As you can see, it has some artifacts. I could've done something wrong there though, as I inferred a lot of the steps from the diffusers library and it has a lot of stuff going on.

holwech commented 8 months ago

Here is an example from the notebook with 80% steps on SD1.x and 20% on the refiner. Not getting great results unfortunately :(

SD1.5 output: image

Refiner output: image

city96 commented 8 months ago

That quality looks similar to what I get, maybe a bit worse but that could be from you running it in FP16. It's a tiny model so I'd recommend keeping the cast you had in the first nodebook and using it with FP32, though not sure how much that changes. It could also be a clamping difference on the output, hardware differences, etc, etc...

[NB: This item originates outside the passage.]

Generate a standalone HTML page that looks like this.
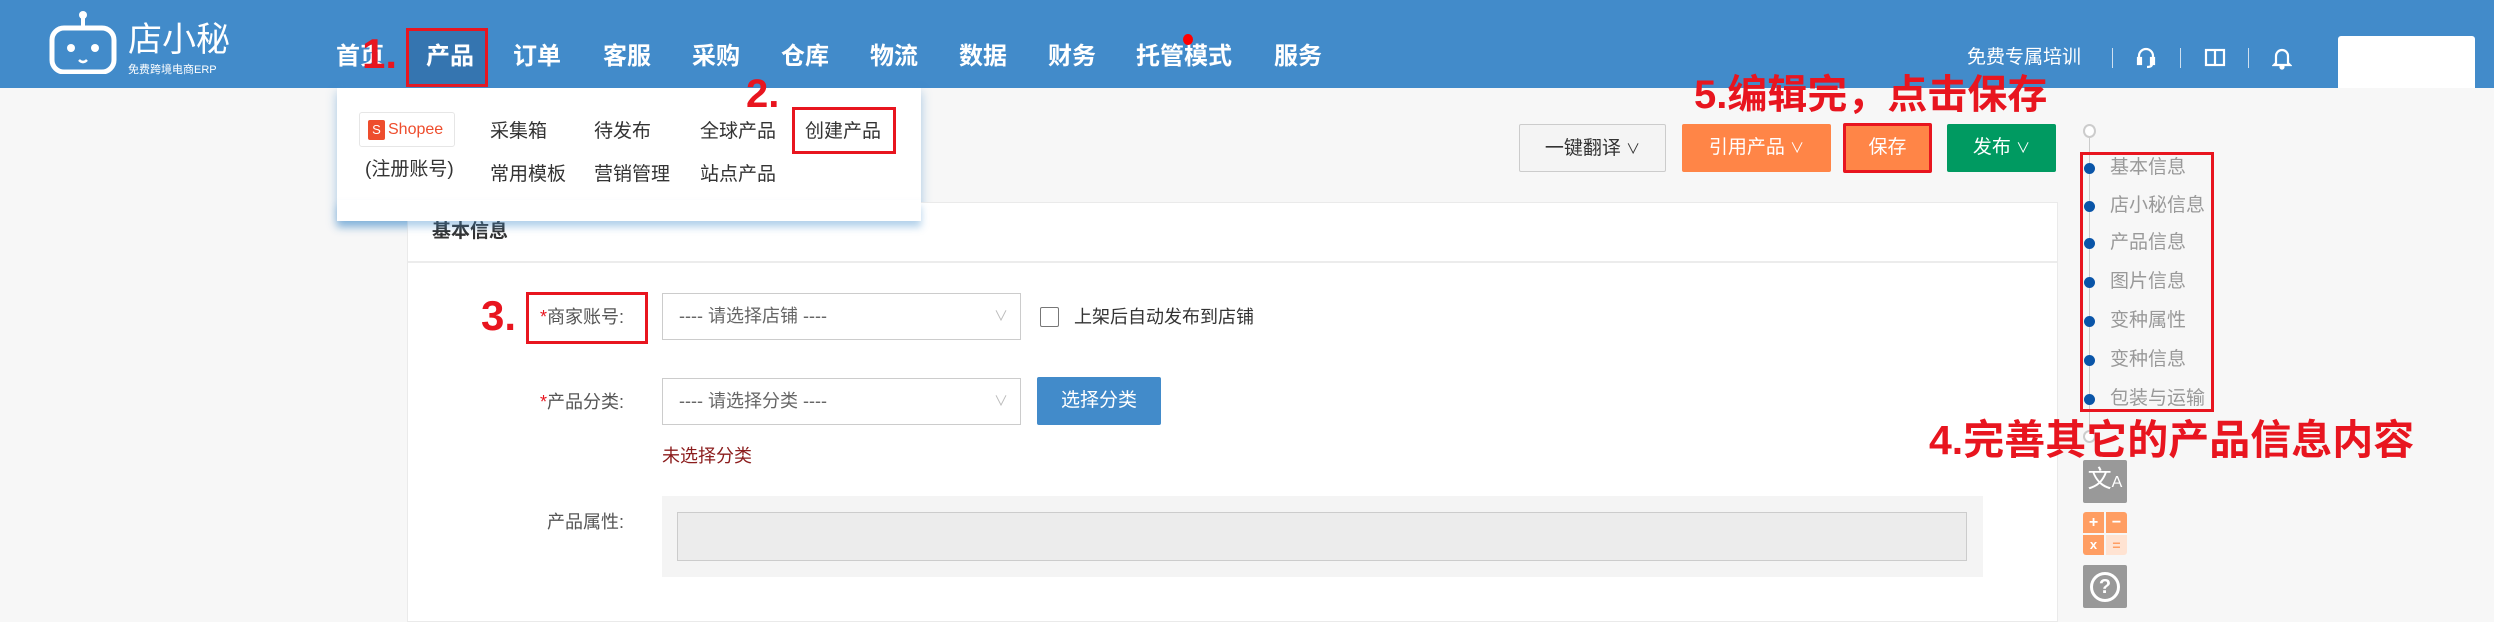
<!DOCTYPE html>
<html><head><meta charset="utf-8"><style>
*{margin:0;padding:0;box-sizing:border-box}
body{width:2494px;height:616px;overflow:hidden;background:#f7f7f7;font-family:"Liberation Sans","Noto Sans CJK SC",sans-serif;position:relative}
.a{position:absolute}
.hdr{left:0;top:0;width:2494px;height:88px;background:#428bca}
.nav{top:40px;color:#fff;font-size:24px;font-weight:bold;line-height:34px}
.red{color:#e8151f;font-weight:bold}
.dd{left:337px;top:88px;width:584px;height:133px;background:#fff;box-shadow:0 4px 10px rgba(66,139,202,.45)}
.di{font-size:19px;color:#333;line-height:24px}
.btn{height:48px;line-height:48px;text-align:center;font-size:19px;color:#fff;border-radius:2px}
.btn i{font-style:normal;font-size:14px}
.lbl{font-size:18px;color:#555;line-height:24px}
.sel{left:662px;width:359px;height:47px;border:1px solid #ccc;background:#fff;font-size:18px;color:#666;line-height:45px;padding-left:16px}
.sel span{position:absolute;right:12px;color:#bbb;font-size:14px}
.ni{left:2110px;font-size:19px;color:#999;line-height:24px}
.dot{left:2084px;width:11px;height:11px;border-radius:50%;background:#0a55a8}
</style></head><body>
<div class="a hdr"></div>
<svg class="a" style="left:48px;top:10px" width="70" height="64" viewBox="0 0 70 64"><line x1="35" y1="4" x2="35" y2="18" stroke="#fff" stroke-width="4"/><circle cx="35" cy="5" r="4" fill="#fff"/><rect x="4" y="18" width="62" height="44" rx="12" fill="none" stroke="#fff" stroke-width="5"/><circle cx="23" cy="38" r="4" fill="#fff"/><circle cx="47" cy="38" r="4" fill="#fff"/><path d="M31 50 q4 4 8 0" stroke="#fff" stroke-width="2.5" fill="none"/></svg>
<div class="a" style="left:128px;top:20px;color:#fff;font-size:34px;line-height:40px">店小秘</div>
<div class="a" style="left:128px;top:64px;color:#fff;font-size:11px;line-height:12px">免费跨境电商ERP</div>
<div class="a" style="left:406px;top:28px;width:82px;height:59px;background:#3575b0;border:3px solid #e8151f"></div>
<div class="a nav" style="left:336px">首页</div>
<div class="a nav" style="left:426px">产品</div>
<div class="a nav" style="left:513px">订单</div>
<div class="a nav" style="left:603px">客服</div>
<div class="a nav" style="left:692px">采购</div>
<div class="a nav" style="left:781px">仓库</div>
<div class="a nav" style="left:870px">物流</div>
<div class="a nav" style="left:959px">数据</div>
<div class="a nav" style="left:1048px">财务</div>
<div class="a nav" style="left:1136px">托管模式</div>
<div class="a nav" style="left:1274px">服务</div>
<div class="a" style="left:1183px;top:34px;width:10px;height:11px;border-radius:50%;background:#f00"></div>
<div class="a red" style="left:362px;top:32px;font-size:42px;line-height:44px">1.</div>
<div class="a" style="left:1967px;top:46px;color:#fff;font-size:19px;line-height:24px">免费专属培训</div>
<div class="a" style="left:2112px;top:48px;width:1px;height:20px;background:#cfe0f0"></div>
<div class="a" style="left:2180px;top:48px;width:1px;height:20px;background:#cfe0f0"></div>
<div class="a" style="left:2248px;top:48px;width:1px;height:20px;background:#cfe0f0"></div>
<svg class="a" style="left:2136px;top:47px" width="20" height="22" viewBox="0 0 20 22" fill="none" stroke="#fff" stroke-width="2.2"><path d="M3 13V9a7 7 0 0 1 14 0v4"/><rect x="2" y="11" width="3" height="6" fill="#fff"/><rect x="15" y="11" width="3" height="6" fill="#fff"/><path d="M16 17q0 3-5 3"/></svg>
<svg class="a" style="left:2204px;top:48px" width="22" height="20" viewBox="0 0 22 20" fill="none" stroke="#fff" stroke-width="2.2"><rect x="2" y="2" width="18" height="15"/><line x1="11" y1="2" x2="11" y2="17"/></svg>
<svg class="a" style="left:2272px;top:46px" width="20" height="24" viewBox="0 0 20 24" fill="none" stroke="#fff" stroke-width="2.2"><path d="M4 17V10a6 6 0 0 1 12 0v7l2 2H2z"/><circle cx="10" cy="21" r="1.5" fill="#fff"/></svg>
<div class="a" style="left:2338px;top:36px;width:137px;height:52px;background:#fff;border-radius:3px 3px 0 0"></div>

<div class="a dd">
<div class="a" style="left:22px;top:24px;width:96px;height:35px;border:1px solid #e6e6e6;border-radius:3px"></div>
<div class="a" style="left:31px;top:32px;width:17px;height:20px;background:#ee4d2d;border-radius:2px;color:#fff;font-size:13px;text-align:center;line-height:20px">S</div>
<div class="a" style="left:51px;top:31px;font-size:16px;color:#ee4d2d;line-height:22px">Shopee</div>
<div class="a di" style="left:28px;top:70px">(注册账号)</div>
<div class="a di" style="left:153px;top:32px">采集箱</div>
<div class="a di" style="left:257px;top:32px">待发布</div>
<div class="a di" style="left:363px;top:32px">全球产品</div>
<div class="a di" style="left:468px;top:32px">创建产品</div>
<div class="a di" style="left:153px;top:75px">常用模板</div>
<div class="a di" style="left:257px;top:75px">营销管理</div>
<div class="a di" style="left:363px;top:75px">站点产品</div>
<div class="a" style="left:455px;top:19px;width:104px;height:47px;border:3px solid #e8151f"></div>
</div>
<div class="a red" style="left:746px;top:72px;font-size:40px;line-height:44px">2.</div>

<div class="a" style="left:407px;top:202px;width:1651px;height:420px;background:#fff;border:1px solid #eaeaea"></div>
<div class="a" style="left:432px;top:220px;font-size:19px;color:#333;font-weight:bold;line-height:24px">基本信息</div>
<div class="a" style="left:408px;top:261px;width:1649px;height:2px;background:#ececec"></div>
<div class="a" style="left:337px;top:200px;width:584px;height:21px;background:#fff;box-shadow:0 6px 8px rgba(66,139,202,.4)"></div>

<div class="a red" style="left:481px;top:294px;font-size:42px;line-height:44px">3.</div>
<div class="a" style="left:526px;top:292px;width:122px;height:52px;border:3px solid #e8151f"></div>
<div class="a lbl" style="left:540px;top:305px"><span style="color:#e8151f">*</span>商家账号:</div>
<div class="a sel" style="top:293px">---- 请选择店铺 ----<span>∨</span></div>
<div class="a" style="left:1040px;top:307px;width:19px;height:20px;border:1px solid #777;border-radius:2px;background:#fff"></div>
<div class="a lbl" style="left:1074px;top:305px;color:#333">上架后自动发布到店铺</div>

<div class="a lbl" style="left:540px;top:390px"><span style="color:#e8151f">*</span>产品分类:</div>
<div class="a sel" style="top:378px">---- 请选择分类 ----<span>∨</span></div>
<div class="a btn" style="left:1037px;top:377px;width:124px;background:#428bca">选择分类</div>
<div class="a lbl" style="left:662px;top:444px;color:#8b1c1c">未选择分类</div>
<div class="a lbl" style="left:547px;top:510px">产品属性:</div>
<div class="a" style="left:662px;top:496px;width:1321px;height:81px;background:#f4f4f4"></div>
<div class="a" style="left:677px;top:512px;width:1290px;height:49px;background:#ececec;border:1px solid #ccc"></div>

<div class="a red" style="left:1694px;top:72px;font-size:40px;line-height:46px">5.编辑完，点击保存</div>
<div class="a btn" style="left:1519px;top:124px;width:147px;background:#f4f4f4;border:1px solid #ccc;color:#333">一键翻译 <i>∨</i></div>
<div class="a btn" style="left:1682px;top:124px;width:149px;background:#ff8547">引用产品 <i>∨</i></div>
<div class="a btn" style="left:1843px;top:123px;width:89px;height:50px;background:#ff8547;border:3px solid #e8151f;line-height:44px">保存</div>
<div class="a btn" style="left:1947px;top:124px;width:109px;background:#009a61">发布 <i>∨</i></div>

<div class="a" style="left:2089px;top:136px;width:1px;height:300px;background:#ccc"></div>
<div class="a" style="left:2083px;top:124px;width:13px;height:14px;border-radius:50%;border:2px solid #ccc;background:#fff"></div>
<div class="a" style="left:2080px;top:152px;width:134px;height:260px;border:3px solid #e8151f"></div>
<div class="a dot" style="top:163px"></div><div class="a ni" style="top:156px">基本信息</div>
<div class="a dot" style="top:201px"></div><div class="a ni" style="top:194px">店小秘信息</div>
<div class="a dot" style="top:238px"></div><div class="a ni" style="top:231px">产品信息</div>
<div class="a dot" style="top:277px"></div><div class="a ni" style="top:270px">图片信息</div>
<div class="a dot" style="top:316px"></div><div class="a ni" style="top:309px">变种属性</div>
<div class="a dot" style="top:355px"></div><div class="a ni" style="top:348px">变种信息</div>
<div class="a dot" style="top:394px"></div><div class="a ni" style="top:387px">包装与运输</div>
<div class="a" style="left:2083px;top:430px;width:13px;height:13px;border-radius:50%;border:2px solid #ccc;background:#fff"></div>
<div class="a red" style="left:1929px;top:417px;font-size:41px;line-height:46px">4.完善其它的产品信息内容</div>

<div class="a" style="left:2083px;top:460px;width:44px;height:43px;background:#999;border-radius:2px;color:#fff;font-size:24px;line-height:40px;text-align:center">文<span style="font-size:16px">A</span></div>
<div class="a" style="left:2083px;top:512px;width:44px;height:43px;border-radius:3px;overflow:hidden">
<div class="a" style="left:0;top:0;width:21px;height:21px;background:#ff9e63;color:#fff;font-size:16px;text-align:center;line-height:21px;font-weight:bold">+</div>
<div class="a" style="left:23px;top:0;width:21px;height:21px;background:#ff9e63;color:#fff;font-size:16px;text-align:center;line-height:21px;font-weight:bold">−</div>
<div class="a" style="left:0;top:23px;width:21px;height:20px;background:#ff9e63;color:#fff;font-size:13px;text-align:center;line-height:20px;font-weight:bold">x</div>
<div class="a" style="left:23px;top:23px;width:21px;height:20px;background:#ffe3d2;color:#ff9e63;font-size:14px;text-align:center;line-height:20px;font-weight:bold">=</div></div>
<div class="a" style="left:2083px;top:565px;width:44px;height:43px;background:#999;border-radius:2px"></div>
<div class="a" style="left:2090px;top:572px;width:30px;height:30px;border:3px solid #fff;border-radius:50%;color:#fff;font-size:20px;font-weight:bold;text-align:center;line-height:24px">?</div>
</body></html>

(Also noticed you were using the default XL VAE. I usually use this one since it lets me use FP16, though there's no noticeable difference in terms of visual quality.)

Doing v1=>xl is a lot harder than xl=>v1 because the XL latent contains more information than the V1 latent, so I could never get it 100% perfect since it has to "make up" fake details to fit the format I'm pretty sure.

For the generation example, I think the image degradation you're seeing might be from the fact that you're passing a fully denoised latent into the refiner. As I noted above, there's no denoising_end option for v1 to get the noisy latent, so you'd have to use what you did in your first notebook - add a custom sampler except stop it a few steps before the final one. You could also try euler a for the refiner, which adds noise at every step so it might alleviate it a bit.

Again, I'm just guessing. You could also do a 3 stage thing where your initial image is v1 512x512, then upscale it and send it to v1 1024x1024 before sending it to the refiner. v1 doesn't like generating at resolutions that high natively. (xl=>v1 is simpler since v1 can handle the 1024x1024 image from xl nicely as there it's basically img2img at a low denoise, meaning no weird hires repetition problems appear.)

TomLucidor commented 7 months ago

@city96 thank you for the great work and I hope that there will be a new version with less artifacts, and that latent space expansion is a tough problem indeed. Here is a small question: can a LoRA or embedding be transferred the same way?

@holwech could you interpolate between 70-30, 80-20, and 90-10 to see if the issue is "too much" or "not enough"?